Popular NVMe Drives in 2026
PCIe Gen 4 Options
Samsung 990 PRO ($95 for 1TB)
- Pro: Enterprise reliability, fast, widely available
- Con: Higher price than competitors
- Best for: Creative professionals
WD Black SN850X ($75 for 1TB)
- Pro: Excellent performance, good warranty
- Con: Slightly slower than Samsung
- Best for: Gaming and general use
Crucial P5 Plus ($65 for 1TB)
- Pro: Affordable, reliable, good speed
- Con: Slower than others in category
- Best for: Budget-conscious builders
Gigabyte Aorus Gen4 ($80 for 1TB)
- Pro: Fast, includes heatsink
- Con: Consumer-grade reliability
- Best for: Gaming builds
PCIe Gen 5 Options
Samsung 990 Pro Plus ($140 for 1TB)
- Pro: Fastest Gen 5, active cooling built-in
- Con: Most expensive option
- Best for: Content creators, professionals
WD Black SN850X Gen5 ($120 for 1TB)
- Pro: Excellent speed-to-price ratio
- Con: Requires external cooling
- Best for: High-end gaming builds
Corsair MP600 GEN50 ($110 for 1TB)
- Pro: Good value, fast performance
- Con: Requires heatsink installation
- Best for: Performance-conscious builders
Crucial P5 Plus Gen5 ($100 for 1TB)
- Pro: Affordable Gen 5 option
- Con: Slower than premium alternatives
- Best for: Budget Gen 5 upgrade
Motherboard Compatibility
Not all motherboards support Gen 5 NVMe drives at full speed. Verify compatibility before purchasing.

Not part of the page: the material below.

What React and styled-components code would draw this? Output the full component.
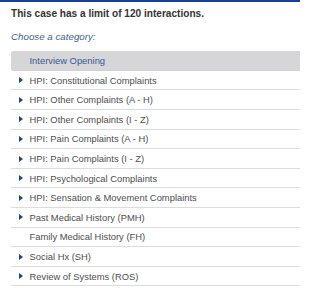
import React from "react";
import styled, { createGlobalStyle } from "styled-components";

const Global = createGlobalStyle`
  html, body { margin: 0; padding: 0; background: #fff; }
  body { font-family: "Liberation Sans", Arial, sans-serif; }
`;

const Page = styled.div`
  border-top: 2px solid #1d3f8c;
  padding: 6px 0 0 11px;
  width: 300px;
  box-sizing: border-box;
  overflow: hidden;
`;

const Heading = styled.div`
  font-size: 10.1px;
  font-weight: bold;
  color: #333;
  line-height: 11.6px;
`;

const Prompt = styled.div`
  margin-top: 11px;
  font-size: 9.75px;
  font-style: italic;
  color: #3d5e8e;
  line-height: 11.2px;
`;

const List = styled.ul`
  list-style: none;
  margin: 9.5px 0 0 0;
  padding: 0;
`;

const Row = styled.li`
  box-sizing: border-box;
  height: 19.6px;
  display: flex;
  align-items: center;
  padding-left: 8px;
  font-size: 9.4px;
  color: ${(p) => (p.$active ? "#37579a" : "#4e4e4e")};
  background: ${(p) => (p.$active ? "#d6d6d8" : "transparent")};
  border-bottom: 1px solid ${(p) => (p.$active ? "#d2d2d4" : "#dcdcdc")};
  border-radius: ${(p) => (p.$active ? "3px 0 0 3px" : "0")};
`;

const Arrow = styled.span`
  width: 0;
  height: 0;
  border-top: 3.5px solid transparent;
  border-bottom: 3.5px solid transparent;
  border-left: 4.5px solid #1b4287;
  margin-right: 6.5px;
  visibility: ${(p) => (p.$hidden ? "hidden" : "visible")};
`;

const items = [
  { label: "Interview Opening", active: true, arrow: false },
  { label: "HPI: Constitutional Complaints", arrow: true },
  { label: "HPI: Other Complaints (A - H)", arrow: true },
  { label: "HPI: Other Complaints (I - Z)", arrow: true },
  { label: "HPI: Pain Complaints (A - H)", arrow: true },
  { label: "HPI: Pain Complaints (I - Z)", arrow: true },
  { label: "HPI: Psychological Complaints", arrow: true },
  { label: "HPI: Sensation & Movement Complaints", arrow: true },
  { label: "Past Medical History (PMH)", arrow: true },
  { label: "Family Medical History (FH)", arrow: false },
  { label: "Social Hx (SH)", arrow: true },
  { label: "Review of Systems (ROS)", arrow: true },
];

export default function App() {
  return (
    <>
      <Global />
      <Page>
        <Heading>This case has a limit of 120 interactions.</Heading>
        <Prompt>Choose a category:</Prompt>
        <List>
          {items.map((it) => (
            <Row key={it.label} $active={it.active}>
              <Arrow $hidden={!it.arrow} />
              {it.label}
            </Row>
          ))}
        </List>
      </Page>
    </>
  );
}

Motherboards with Gen 5 M.2 slots (2026):
- Ryzen 7000 series: X870-E and X870 boards (most support)
- Intel Raptor Lake: Z790 boards with Gen 5 slot (check manual)
- Intel Arrow Lake: Z890 boards (all support Gen 5)
Typical motherboard specification:
- “M.2_1 slot supports PCIe 5.0 x4” = Full Gen 5 speed
- “M.2_2 slot supports PCIe 4.0 x4” = Secondary slot, Gen 4 only
Many X870 boards have one Gen 5 slot and one Gen 4 slot. Installing a Gen 5 drive in the Gen 4 slot wastes its speed potential.
Quick check: Read your motherboard manual’s M.2 section. It explicitly lists which slots support which PCIe generations.
Buying Decision Framework
Choose Gen 4 if:
- Building a gaming or productivity PC under $1500 total
- Motherboard only supports Gen 4 (older boards)
- Budget is priority ($60-70 per TB is excellent value)
- Workload is general use, gaming, or light video editing
- Don’t plan to keep the drive beyond 5 years
Choose Gen 5 if:
- Motherboard explicitly supports Gen 5 (X870-E, Z890, newer)
- Profession involves large file transfers (video, VFX, AI)
- Budget allows for the 30-40% premium ($100-140 per TB)
- Overclocking or high-performance focus
- Plan to keep the drive 6+ years (future-proofing)
Capacity Recommendations by Use Case
| Use Case | Recommended Size | Rationale |
|---|---|---|
| Gaming + OS | 1TB | Fits Windows, game libraries, cache |
| Content creation | 2TB | OS + active projects + cache |
| Professional workstation | 2TB (system) + 4TB (project) | Separation prevents throttling |
| Video editing | 4TB | High bitrate footage, proxies, cache |
For 2026, 1TB minimum is standard. Anything less forces regular cleanup and reduces drive lifespan through excessive rewrites.
Installation Tips
- Check slot location: Verify M.2_1 supports your desired speed (usually the first slot near CPU)
- Install when powered off: Never hot-swap NVMe drives
- Avoid thermal pads initially: Many drives ship with thermal pads; apply only if cooler requires contact
- Update BIOS first: Some X870-E boards need BIOS updates for Gen 5 support
- Don’t force installation: Drives should slide in easily at 30-degree angle, then press down gently
Performance Monitoring
Modern motherboards display drive temperatures in BIOS. Monitor your drive’s health:
# Linux: Check SSD temperature and health
sudo nvme smart-log /dev/nvme0n1
# Windows: Use HWInfo or CrystalDiskInfo for temperature monitoring
Temperatures above 70°C during normal use suggest inadequate cooling. Consider adding a thermal pad or alternative cooler.
Cost-Benefit Analysis
Upgrading from Gen 4 to Gen 5:
- Cost increase: $30-50 per 1TB
- Speed improvement: 2x theoretically, <10% practically
- Real-world benefit: Measurable only for large file transfers
- Verdict: Not worth upgrading for existing Gen 4 owners
Choosing Gen 5 for new build with Gen 5 motherboard:
- Cost increase vs Gen 4: 30-50%
- Speed improvement: 2x theoretical, marginal practical
- Future-proofing benefit: Moderate (Gen 5 becomes standard 2027+)
- Verdict: Worth considering if budget allows and motherboard supports
Final Recommendation
For most 2026 builders, PCIe Gen 4 remains the optimal choice. The Samsung 990 PRO or WD Black SN850X at $70-80 per TB deliver exceptional speed at reasonable cost. Upgrade to Gen 5 only if your motherboard explicitly supports it AND you handle large file transfers professionally. Otherwise, invest the $30-50 premium in extra capacity (2TB vs 1TB) instead of generational speed you won’t utilize.